◆ **REQUIRED WORK**
Every line below that holds the string "this" should be copied out.

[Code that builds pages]
----

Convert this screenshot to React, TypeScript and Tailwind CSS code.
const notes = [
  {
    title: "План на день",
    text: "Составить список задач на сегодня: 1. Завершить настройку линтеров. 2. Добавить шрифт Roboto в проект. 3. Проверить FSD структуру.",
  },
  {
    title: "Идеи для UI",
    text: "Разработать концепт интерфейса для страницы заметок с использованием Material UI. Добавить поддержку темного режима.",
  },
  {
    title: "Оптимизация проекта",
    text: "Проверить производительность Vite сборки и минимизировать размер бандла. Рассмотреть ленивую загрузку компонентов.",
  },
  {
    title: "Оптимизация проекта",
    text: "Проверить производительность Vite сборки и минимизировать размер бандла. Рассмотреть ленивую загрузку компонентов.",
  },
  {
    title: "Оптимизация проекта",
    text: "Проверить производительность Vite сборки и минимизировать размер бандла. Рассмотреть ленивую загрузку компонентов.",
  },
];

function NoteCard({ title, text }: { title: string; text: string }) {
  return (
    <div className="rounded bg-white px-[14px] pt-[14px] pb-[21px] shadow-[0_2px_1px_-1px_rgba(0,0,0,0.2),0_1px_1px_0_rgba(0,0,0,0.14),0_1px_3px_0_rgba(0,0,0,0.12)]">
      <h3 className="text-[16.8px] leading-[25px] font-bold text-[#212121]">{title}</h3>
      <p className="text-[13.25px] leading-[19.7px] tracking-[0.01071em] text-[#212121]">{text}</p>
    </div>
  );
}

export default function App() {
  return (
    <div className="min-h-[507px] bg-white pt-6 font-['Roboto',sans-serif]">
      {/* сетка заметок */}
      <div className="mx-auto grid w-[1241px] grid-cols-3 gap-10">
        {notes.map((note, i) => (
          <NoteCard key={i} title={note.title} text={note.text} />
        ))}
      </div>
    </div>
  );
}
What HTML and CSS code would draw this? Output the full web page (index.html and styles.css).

----

◆ **EXERCISE ANSWER**
Convert this screenshot to React, TypeScript and Tailwind CSS code.
What HTML and CSS code would draw this? Output the full web page (index.html and styles.css).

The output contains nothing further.